--- Start of Dataset section ---

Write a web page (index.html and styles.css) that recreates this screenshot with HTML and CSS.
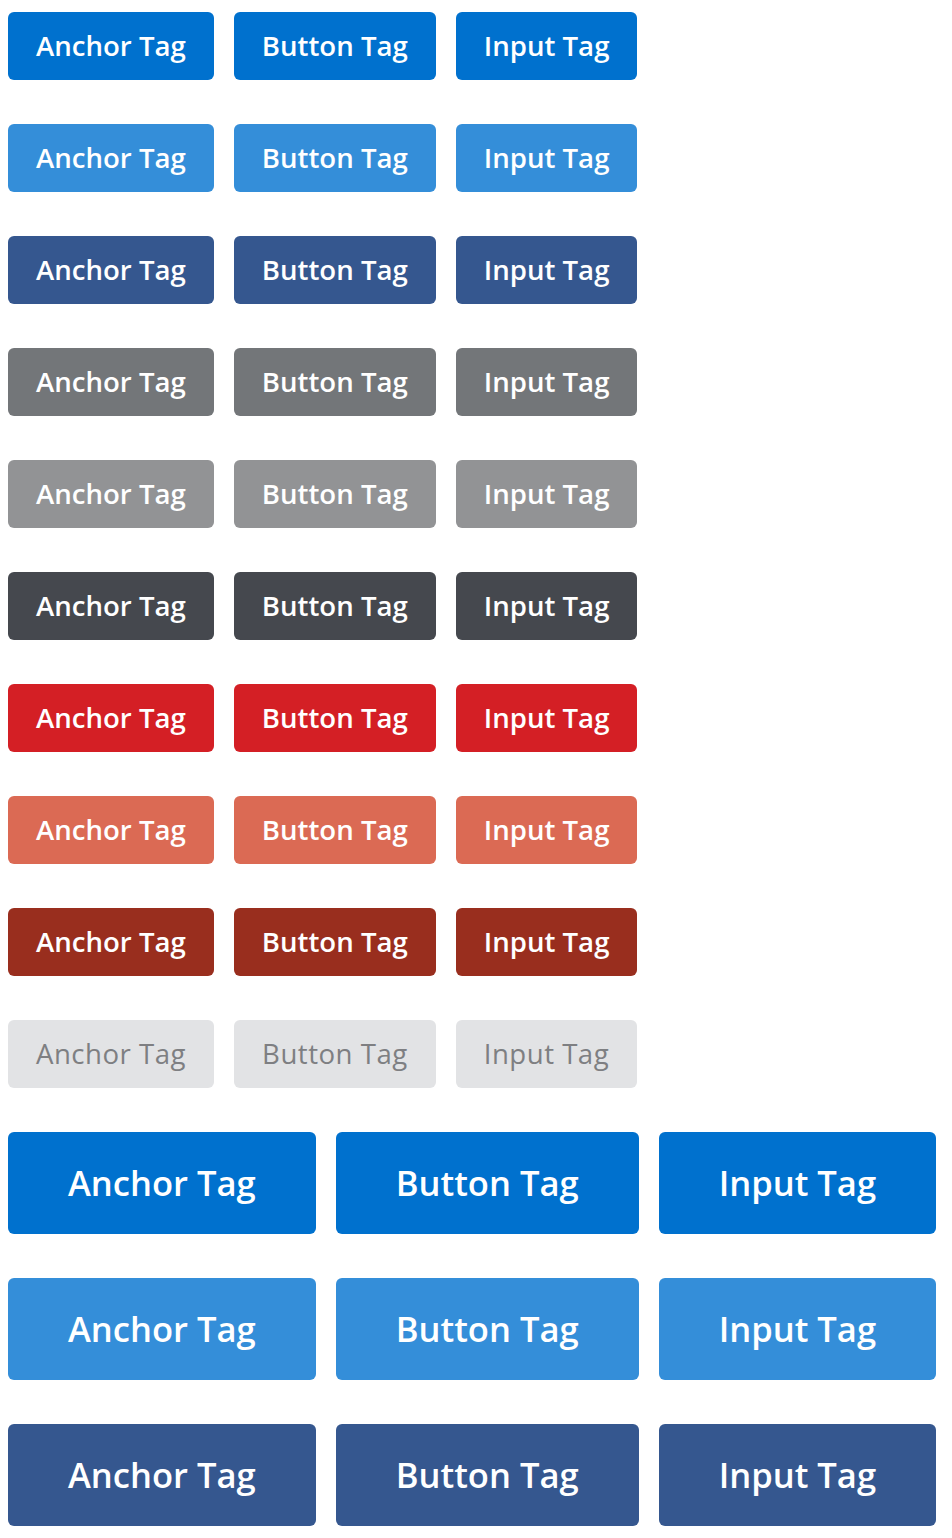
FILE: index.html
```html
<!DOCTYPE html>
<html>
<head>
<meta charset="utf-8">
<link rel="stylesheet" href="styles.css">
</head>
<body>
<div class="page">
  <div class="row"><a class="btn c1" href="#">Anchor Tag</a><button class="btn c1">Button Tag</button><input class="btn c1" type="submit" value="Input Tag"></div>
  <div class="row"><a class="btn c2" href="#">Anchor Tag</a><button class="btn c2">Button Tag</button><input class="btn c2" type="submit" value="Input Tag"></div>
  <div class="row"><a class="btn c3" href="#">Anchor Tag</a><button class="btn c3">Button Tag</button><input class="btn c3" type="submit" value="Input Tag"></div>
  <div class="row"><a class="btn c4" href="#">Anchor Tag</a><button class="btn c4">Button Tag</button><input class="btn c4" type="submit" value="Input Tag"></div>
  <div class="row"><a class="btn c5" href="#">Anchor Tag</a><button class="btn c5">Button Tag</button><input class="btn c5" type="submit" value="Input Tag"></div>
  <div class="row"><a class="btn c6" href="#">Anchor Tag</a><button class="btn c6">Button Tag</button><input class="btn c6" type="submit" value="Input Tag"></div>
  <div class="row"><a class="btn c7" href="#">Anchor Tag</a><button class="btn c7">Button Tag</button><input class="btn c7" type="submit" value="Input Tag"></div>
  <div class="row"><a class="btn c8" href="#">Anchor Tag</a><button class="btn c8">Button Tag</button><input class="btn c8" type="submit" value="Input Tag"></div>
  <div class="row"><a class="btn c9" href="#">Anchor Tag</a><button class="btn c9">Button Tag</button><input class="btn c9" type="submit" value="Input Tag"></div>
  <div class="row"><a class="btn c10" href="#">Anchor Tag</a><button class="btn c10">Button Tag</button><input class="btn c10" type="submit" value="Input Tag"></div>
  <div class="row"><a class="btn lg c1" href="#">Anchor Tag</a><button class="btn lg c1">Button Tag</button><input class="btn lg c1" type="submit" value="Input Tag"></div>
  <div class="row"><a class="btn lg c2" href="#">Anchor Tag</a><button class="btn lg c2">Button Tag</button><input class="btn lg c2" type="submit" value="Input Tag"></div>
  <div class="row"><a class="btn lg c3" href="#">Anchor Tag</a><button class="btn lg c3">Button Tag</button><input class="btn lg c3" type="submit" value="Input Tag"></div>
</div>
</body>
</html>
```
FILE: styles.css
```css
html, body {
  margin: 0;
  padding: 0;
  background: #ffffff;
}
.page {
  padding: 12px 8px 0 8px;
  display: flex;
  flex-direction: column;
  gap: 44px;
}
.row {
  display: flex;
  gap: 20px;
  align-items: flex-start;
}
.btn {
  box-sizing: border-box;
  display: inline-flex;
  align-items: center;
  justify-content: center;
  height: 68px;
  padding: 0 28px;
  margin: 0;
  border: 0;
  border-radius: 6px;
  font-family: "Open Sans", "Lato", sans-serif;
  font-weight: 600;
  font-size: 27.6px;
  line-height: 1;
  color: #ffffff;
  text-decoration: none;
  cursor: pointer;
  -webkit-appearance: none;
  appearance: none;
}
.btn.lg {
  height: 102px;
  padding: 0 60px;
  font-size: 34.6px;
}
.c1 { background: #0071ce; }
.c2 { background: #348ed9; }
.c3 { background: #35578f; }
.c4 { background: #737679; }
.c5 { background: #929395; }
.c6 { background: #45484e; }
.c7 { background: #d41f25; }
.c8 { background: #db6a54; }
.c9 { background: #992e1e; }
.c10 { background: #e2e3e5; color: #7e7f82; font-weight: 500; letter-spacing: 0.5px; }
```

--- End of Dataset section ---

- What to work on -
The pictures should not be reproduced; quote all of the other material exactly.

- Exercise answer -
Write a web page (index.html and styles.css) that recreates this screenshot with HTML and CSS.
FILE: index.html
```html
<!DOCTYPE html>
<html>
<head>
<meta charset="utf-8">
<link rel="stylesheet" href="styles.css">
</head>
<body>
<div class="page">
  <div class="row"><a class="btn c1" href="#">Anchor Tag</a><button class="btn c1">Button Tag</button><input class="btn c1" type="submit" value="Input Tag"></div>
  <div class="row"><a class="btn c2" href="#">Anchor Tag</a><button class="btn c2">Button Tag</button><input class="btn c2" type="submit" value="Input Tag"></div>
  <div class="row"><a class="btn c3" href="#">Anchor Tag</a><button class="btn c3">Button Tag</button><input class="btn c3" type="submit" value="Input Tag"></div>
  <div class="row"><a class="btn c4" href="#">Anchor Tag</a><button class="btn c4">Button Tag</button><input class="btn c4" type="submit" value="Input Tag"></div>
  <div class="row"><a class="btn c5" href="#">Anchor Tag</a><button class="btn c5">Button Tag</button><input class="btn c5" type="submit" value="Input Tag"></div>
  <div class="row"><a class="btn c6" href="#">Anchor Tag</a><button class="btn c6">Button Tag</button><input class="btn c6" type="submit" value="Input Tag"></div>
  <div class="row"><a class="btn c7" href="#">Anchor Tag</a><button class="btn c7">Button Tag</button><input class="btn c7" type="submit" value="Input Tag"></div>
  <div class="row"><a class="btn c8" href="#">Anchor Tag</a><button class="btn c8">Button Tag</button><input class="btn c8" type="submit" value="Input Tag"></div>
  <div class="row"><a class="btn c9" href="#">Anchor Tag</a><button class="btn c9">Button Tag</button><input class="btn c9" type="submit" value="Input Tag"></div>
  <div class="row"><a class="btn c10" href="#">Anchor Tag</a><button class="btn c10">Button Tag</button><input class="btn c10" type="submit" value="Input Tag"></div>
  <div class="row"><a class="btn lg c1" href="#">Anchor Tag</a><button class="btn lg c1">Button Tag</button><input class="btn lg c1" type="submit" value="Input Tag"></div>
  <div class="row"><a class="btn lg c2" href="#">Anchor Tag</a><button class="btn lg c2">Button Tag</button><input class="btn lg c2" type="submit" value="Input Tag"></div>
  <div class="row"><a class="btn lg c3" href="#">Anchor Tag</a><button class="btn lg c3">Button Tag</button><input class="btn lg c3" type="submit" value="Input Tag"></div>
</div>
</body>
</html>
```
FILE: styles.css
```css
html, body {
  margin: 0;
  padding: 0;
  background: #ffffff;
}
.page {
  padding: 12px 8px 0 8px;
  display: flex;
  flex-direction: column;
  gap: 44px;
}
.row {
  display: flex;
  gap: 20px;
  align-items: flex-start;
}
.btn {
  box-sizing: border-box;
  display: inline-flex;
  align-items: center;
  justify-content: center;
  height: 68px;
  padding: 0 28px;
  margin: 0;
  border: 0;
  border-radius: 6px;
  font-family: "Open Sans", "Lato", sans-serif;
  font-weight: 600;
  font-size: 27.6px;
  line-height: 1;
  color: #ffffff;
  text-decoration: none;
  cursor: pointer;
  -webkit-appearance: none;
  appearance: none;
}
.btn.lg {
  height: 102px;
  padding: 0 60px;
  font-size: 34.6px;
}
.c1 { background: #0071ce; }
.c2 { background: #348ed9; }
.c3 { background: #35578f; }
.c4 { background: #737679; }
.c5 { background: #929395; }
.c6 { background: #45484e; }
.c7 { background: #d41f25; }
.c8 { background: #db6a54; }
.c9 { background: #992e1e; }
.c10 { background: #e2e3e5; color: #7e7f82; font-weight: 500; letter-spacing: 0.5px; }
```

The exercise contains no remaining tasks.